One month into California’s recreational marijuana experiment, state leaders must show much more of a sense of urgency about the need to give what’s expected to be a $7 billion annual industry access to banking services. Nearly all banks that are subject to federal regulation decline pot shops’ and pot growers’ business because marijuana remains illegal under federal law. That’s led to the present spectacle of dispensary managers lugging tens of thousands of dollars in cash to state tax offices — an invitation to an epidemic of armed robberies.

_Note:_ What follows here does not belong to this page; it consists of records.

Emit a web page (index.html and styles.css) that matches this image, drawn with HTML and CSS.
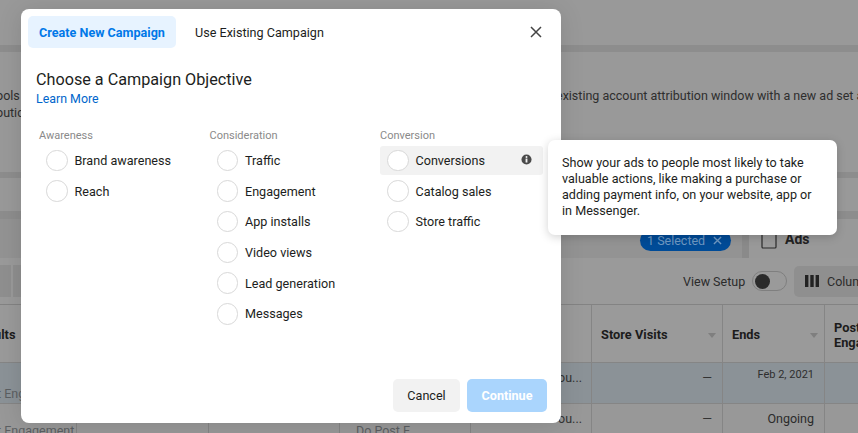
FILE: index.html
```html
<!DOCTYPE html>
<html lang="en">
<head>
<meta charset="utf-8">
<title>Choose a Campaign Objective</title>
<link rel="stylesheet" href="styles.css">
</head>
<body>
<div class="page">
  <div class="band-top"></div>
  <div class="divider"></div>
  <div class="notice">
    <div class="notice-line"><span class="notice-left">ools</span><span class="notice-right">existing account attribution window with a new ad set a</span></div>
    <div class="notice-line"><span class="notice-left">outic</span></div>
  </div>
  <div class="divider thin"></div>
  <div class="band-mid"></div>
  <div class="divider wide"></div>
  <div class="tabs-row">
    <span class="pill">1 Selected <svg class="pill-x" viewBox="0 0 10 10"><path d="M1 1l8 8M9 1l-8 8"/></svg></span>
    <span class="tab-sep"></span>
    <span class="ads-tab">
      <svg class="ads-icon" viewBox="0 0 16 24"><rect x="1" y="1" width="14" height="22" rx="1"/><path d="M4 9h8"/></svg>
      Ads
    </span>
  </div>
  <div class="toolbar">
    <div class="tool-left"><span class="tool-box first"></span><span class="tool-box"></span></div>
    <div class="tool-right">
      <span>View Setup</span>
      <span class="toggle"><span class="knob"></span></span>
      <span class="columns-btn">
        <svg class="columns-icon" viewBox="0 0 14 12"><path d="M0 0h3.400v12H0zM5.300 0h3.400v12H5.300zM10.600 0H14v12h-3.400z"/></svg>
        Columns
      </span>
    </div>
  </div>
  <div class="table">
    <div class="cell head"><span class="head-text clip-left">ults</span></div>
    <div class="cell head"></div>
    <div class="cell head"></div>
    <div class="cell head"></div>
    <div class="cell head"></div>
    <div class="cell head"><span class="head-text">Store Visits</span><span class="sort"></span></div>
    <div class="cell head"><span class="head-text">Ends</span><span class="sort"></span></div>
    <div class="cell head"><span class="head-text two">Post<br>Enga</span></div>

    <div class="cell sel low"><span class="clip-left">t Eng</span></div>
    <div class="cell sel"></div>
    <div class="cell sel"></div>
    <div class="cell sel"></div>
    <div class="cell sel end lowered"><span class="dim">ou...</span></div>
    <div class="cell sel end lowered inset"><span class="dash">—</span></div>
    <div class="cell sel end inset"><span class="small">Feb 2, 2021</span></div>
    <div class="cell sel"></div>

    <div class="cell foot"><span class="foot-text clip-foot">t Engagement</span></div>
    <div class="cell"></div>
    <div class="cell"></div>
    <div class="cell foot"><span class="foot-text push-foot">Do Post E</span></div>
    <div class="cell end mid"><span class="dim">ou...</span></div>
    <div class="cell end mid inset"><span class="dash">—</span></div>
    <div class="cell end mid inset"><span>Ongoing</span></div>
    <div class="cell"></div>
  </div>
</div>

<div class="modal">
  <div class="modal-tabs">
    <button class="tab active">Create New Campaign</button>
    <button class="tab">Use Existing Campaign</button>
    <svg class="close" viewBox="0 0 12 12"><path d="M1 1l10 10M11 1L1 11"/></svg>
  </div>
  <h1 class="title">Choose a Campaign Objective</h1>
  <a class="learn">Learn More</a>
  <div class="groups">
    <section class="group">
      <h2 class="group-label">Awareness</h2>
      <div class="option"><span class="radio"></span>Brand awareness</div>
      <div class="option"><span class="radio"></span>Reach</div>
    </section>
    <section class="group">
      <h2 class="group-label">Consideration</h2>
      <div class="option"><span class="radio"></span>Traffic</div>
      <div class="option"><span class="radio"></span>Engagement</div>
      <div class="option"><span class="radio"></span>App installs</div>
      <div class="option"><span class="radio"></span>Video views</div>
      <div class="option"><span class="radio"></span>Lead generation</div>
      <div class="option"><span class="radio"></span>Messages</div>
    </section>
    <section class="group">
      <h2 class="group-label">Conversion</h2>
      <div class="option hover"><span class="radio"></span>Conversions
        <svg class="info" viewBox="0 0 12 12"><circle cx="6" cy="6" r="5.500"/><rect class="info-mark" x="5" y="5" width="2" height="4.300"/><circle class="info-mark" cx="6" cy="3.300" r="1.100"/></svg>
      </div>
      <div class="option"><span class="radio"></span>Catalog sales</div>
      <div class="option"><span class="radio"></span>Store traffic</div>
    </section>
  </div>
  <div class="modal-footer">
    <button class="btn">Cancel</button>
    <button class="btn primary">Continue</button>
  </div>
</div>

<div class="tooltip">Show your ads to people most likely to take valuable actions, like making a purchase or adding payment info, on your website, app or in Messenger.</div>
</body>
</html>
```

FILE: styles.css
```css
* { box-sizing: border-box; }
html, body { margin: 0; height: 100%; }
body {
  width: 858px; height: 433px; overflow: hidden; position: relative;
  background: #999; color: #1c1e21;
  font-family: Roboto, "Liberation Sans", sans-serif; font-size: 12.500px;
}
.page { width: 858px; height: 433px; overflow: hidden; color: #2b2b2b; }
.band-top { height: 45px; background: #999; }
.divider { height: 7px; background: #8d8d8d; }
.divider.thin { height: 6px; }
.divider.wide { height: 8px; }
.notice { height: 120px; background: #999; padding-top: 35px; font-size: 12.500px; line-height: 17px; color: #2e2e2e; overflow: hidden; }
.notice-line { display: flex; justify-content: space-between; height: 17px; white-space: nowrap; }
.notice-left { margin-left: -4px; }
.notice-right { width: 302px; overflow: hidden; }
.band-mid { height: 33px; background: #999; }
.tabs-row { height: 39px; background: #939393; display: flex; align-items: center; padding-left: 640px; }
.pill { flex: none; width: 91px; height: 21px; margin-top: 3px; border-radius: 11px; background: #004b97; color: #6f98c2; font-size: 12.500px; line-height: 21px; padding-left: 7px; display: flex; align-items: center; gap: 5px; white-space: pre; }
.pill-x { width: 9px; height: 9px; fill: none; stroke: #6f98c2; stroke-width: 1.500; flex: none; }
.tab-sep { flex: none; width: 7px; height: 39px; background: #8a8a8a; margin-left: 11px; }
.ads-tab { flex: 1; display: flex; align-items: center; gap: 8px; padding-left: 12px; font-weight: 700; font-size: 14px; color: #222; height: 39px; background: #999; }
.ads-icon { width: 16px; height: 24px; fill: none; stroke: #2b2b2b; stroke-width: 1.200; margin-top: -4px; flex: none; }
.toolbar { height: 47px; background: #9a9a9a; border-bottom: 1px solid #838383; display: flex; justify-content: space-between; align-items: center; }
.tool-left { display: flex; gap: 2px; }
.tool-box { width: 8px; height: 32px; background: #8f8f8f; }
.tool-box.first { width: 11px; }
.tool-right { display: flex; align-items: center; font-size: 12.500px; color: #2b2b2b; white-space: nowrap; width: 175px; flex: none; }
.tool-right > span:first-child { flex: none; width: 69px; }
.toggle { flex: none; width: 35px; height: 20px; border: 1px solid #7f7f7f; border-radius: 10px; display: flex; align-items: center; padding-left: 2px; }
.knob { width: 15px; height: 15px; border-radius: 50%; background: #2b2b2b; }
.columns-btn { display: flex; align-items: center; gap: 8px; height: 31px; background: #8f8f8f; border-radius: 5px 0 0 5px; margin-left: 7px; padding-left: 11px; flex: none; width: 64px; overflow: hidden; }
.columns-icon { width: 14px; height: 12px; fill: #222; flex: none; }
.table { display: grid; grid-template-columns: 77px 132px 131px 131px 121px 131px 102px 33px; grid-template-rows: 58px 41px 29px; }
.cell { background: #989898; border-right: 1px solid #858585; border-bottom: 1px solid #858585; display: flex; align-items: center; justify-content: flex-start; padding: 0 9px; white-space: nowrap; position: relative; overflow: hidden; }
.cell.head { background: #9a9a9a; padding: 2px 10px 0 9px; }
.cell:nth-child(8n) { border-right: 0; }
.cell:nth-last-child(-n+8) { border-bottom: 0; }
.head-text { font-weight: 700; font-size: 12.800px; color: #1c1c1c; line-height: 15px; }
.clip-left { margin-left: -15px; }
.low .clip-left { margin-left: -12px; }
.sort { position: absolute; right: 6px; top: 28px; width: 0; height: 0; border: 4px solid transparent; border-top: 5px solid #7f7f7f; }
.sel { background: #8b9297; align-items: flex-start; padding-top: 5px; }
.sel.lowered { padding-top: 7px; }
.low { align-items: flex-end; padding-bottom: 2px; color: #5c5f62; }
.end { justify-content: flex-end; }
.end.inset { padding-right: 10px; }
.dash { color: #333; }
.dim { color: #333; font-size: 12.500px; }
.small { font-size: 11px; color: #2e2e2e; }
.mid { align-items: flex-start; padding-top: 7px; }
.foot { align-items: flex-start; padding-top: 19px; }
.foot-text { color: #5c5f62; line-height: 15px; }
.clip-foot { margin-left: -12px; }
.push-foot { margin-left: 7px; }
.modal { position: absolute; left: 21px; top: 9px; width: 540px; height: 414px; background: #fff; border-radius: 8px; box-shadow: 0 2px 24px rgba(0,0,0,.12); display: flex; flex-direction: column; }
.modal-tabs { display: flex; align-items: center; padding: 7px 7px 0; height: 39px; position: relative; flex: none; }
.tab { height: 32px; border: 0; background: none; font: 400 12.600px Roboto, sans-serif; color: #1c1e21; padding: 0 11px; border-radius: 5px; white-space: nowrap; margin-right: 8px; }
.tab.active { background: #e7f3ff; color: #0078e8; font-weight: 700; width: 148px; padding: 0 10px; }
.close { width: 12px; height: 12px; fill: none; stroke: #444; stroke-width: 1.500; margin-left: auto; margin-right: 12px; }
.title { margin: 22px 0 0 15px; font: 400 16.200px/20px Roboto, sans-serif; color: #1c1e21; }
.learn { margin: 1px 0 0 15px; font-size: 12.400px; line-height: 16px; color: #0066cc; }
.groups { display: grid; grid-template-columns: repeat(3, 170.500px); padding-left: 18px; margin-top: 22px; }
.group { width: 163px; }
.group-label { margin: 0; font: 400 11px/14px Roboto, sans-serif; color: #8a8a8a; height: 16px; }
.option { display: flex; align-items: center; gap: 7px; height: 30.700px; padding-left: 7px; font-size: 12.600px; color: #1c1e21; white-space: nowrap; border-radius: 3px; position: relative; }
.option.hover { background: #f2f2f2; height: 29px; margin: 0.800px 0 0.900px; }
.radio { width: 21.500px; height: 21.500px; border: 1px solid #d8d8d8; border-radius: 50%; background: #fff; flex: none; }
.info { width: 11px; height: 11px; fill: #4a4a4a; position: absolute; right: 11px; top: 8px; }
.info .info-mark { fill: #f2f2f2; }
.modal-footer { margin-top: auto; display: flex; justify-content: flex-end; gap: 7px; padding: 0 14px 11px 0; }
.btn { height: 33px; width: 67px; border: 0; border-radius: 5px; background: #f2f2f2; color: #1c1e21; font: 400 12.600px Roboto, sans-serif; }
.btn.primary { width: 80px; background: #aad5fd; color: #fff; font-weight: 700; }
.tooltip { position: absolute; left: 548px; top: 140px; width: 289px; height: 95px; background: #fff; border-radius: 7px; padding: 15px 22px 0 14px; font-size: 12.600px; line-height: 16px; color: #1c1e21; box-shadow: 0 2px 10px rgba(0,0,0,.18); }
```
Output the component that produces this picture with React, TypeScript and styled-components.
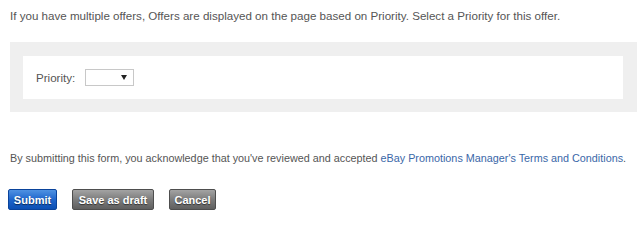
import React from 'react';
import styled, { createGlobalStyle } from 'styled-components';

const GlobalStyle = createGlobalStyle`
    body {
        margin: 0;
        background: #fff;
        font-family: "Liberation Sans", Arial, sans-serif;
    }
`

const Page = styled.div`
    padding: 8px 3px 0 10px;
    color: #555;
    font-size: 11.6px;
    line-height: 16px;
`
const Note = styled.p<{ $top?: number; $size?: number }>`
    margin: ${(p) => p.$top ?? 0}px 0 0;
    font-size: ${(p) => p.$size ?? 11.6}px;
    white-space: nowrap;
`
const Panel = styled.div`
    margin-top: 18px;
    background: #efefef;
    padding: 14px 14px 13px 13px;
`
const PanelInner = styled.div`
    height: 43px;
    background: #fff;
    display: flex;
    align-items: center;
    padding-left: 13px;
    gap: 10px;
`
const Label = styled.label`
    color: #555;
`
const SelectWrap = styled.div`
    position: relative;
    width: 49px;
    height: 17px;
`
const Select = styled.select`
    appearance: none;
    width: 100%;
    height: 100%;
    margin: 0;
    padding: 0 4px;
    border: 1px solid #c8c8c8;
    background: #fff;
    font: inherit;
    outline: none;
`
const Arrow = styled.span`
    position: absolute;
    right: 7px;
    top: 6px;
    width: 0;
    height: 0;
    border-left: 3px solid transparent;
    border-right: 3px solid transparent;
    border-top: 5px solid #222;
    pointer-events: none;
`
const TermsLink = styled.a`
    color: #3a67a8;
    text-decoration: none;
`
const Buttons = styled.div`
    display: flex;
    gap: 15px;
    margin: 23px 0 0 -2px;
`
const Button = styled.button<{ $primary?: boolean }>`
    height: 21px;
    padding: 0;
    border: 1px solid ${(p) => (p.$primary ? '#0a439b' : '#4e4e4e')};
    border-radius: 2px;
    background: ${(p) =>
        p.$primary
            ? 'linear-gradient(#4f92e2, #1f66cc 50%, #0c4fb3)'
            : 'linear-gradient(#a3a3a3, #7c7c7c 50%, #5f5f5f)'};
    color: #fff;
    font-family: "Liberation Sans", Arial, sans-serif;
    font-size: 11px;
    font-weight: 700;
    white-space: nowrap;
    text-shadow: 0 1px 1px rgba(0, 0, 0, 0.55);
    cursor: pointer;
`

const App = (): JSX.Element => {
    return (
        <Page>
            <GlobalStyle />
            <Note>
                If you have multiple offers, Offers are displayed on the page based on Priority. Select a Priority for this offer.
            </Note>
            <Panel>
                <PanelInner>
                    <Label htmlFor="priority">Priority:</Label>
                    <SelectWrap>
                        <Select id="priority" defaultValue="">
                            <option value=""></option>
                            <option value="1">1</option>
                            <option value="2">2</option>
                            <option value="3">3</option>
                        </Select>
                        <Arrow />
                    </SelectWrap>
                </PanelInner>
            </Panel>
            <Note $top={38} $size={10.8}>
                By submitting this form, you acknowledge that you've reviewed and accepted{' '}
                <TermsLink href="#">eBay Promotions Manager's Terms and Conditions</TermsLink>.
            </Note>
            <Buttons>
                <Button $primary style={{ width: 49 }}>Submit</Button>
                <Button style={{ width: 82 }}>Save as draft</Button>
                <Button style={{ width: 47 }}>Cancel</Button>
            </Buttons>
        </Page>
    );
}

export default App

Last week, state Sen. Bob Hertzberg, D-Van Nuys, introduced Senate Bill 930, which would “state the intent of the Legislature” to establish a state-chartered bank that could be used by the cannabis industry. Lawmakers should hurry up and approve the bill. They should sync their efforts with state Treasurer John Chiang, who is holding a news conference Tuesday to detail his next step toward the same end, based on recommendations made in November by the Cannabis Banking Working Group, a group of marijuana industry operators, financial regulators and tax and public safety officials assembled by the treasurer to respond to what he calls the “cannabis banking dilemma.”
Proposition 64 — which made the sale of recreational marijuana legal in California starting this month — was adopted in November 2016, so residents would be right to wonder why Hertzberg and Chiang took so long. But better late then never. They should work together — and quickly — before a cannabis cash courier is robbed, or worse, killed.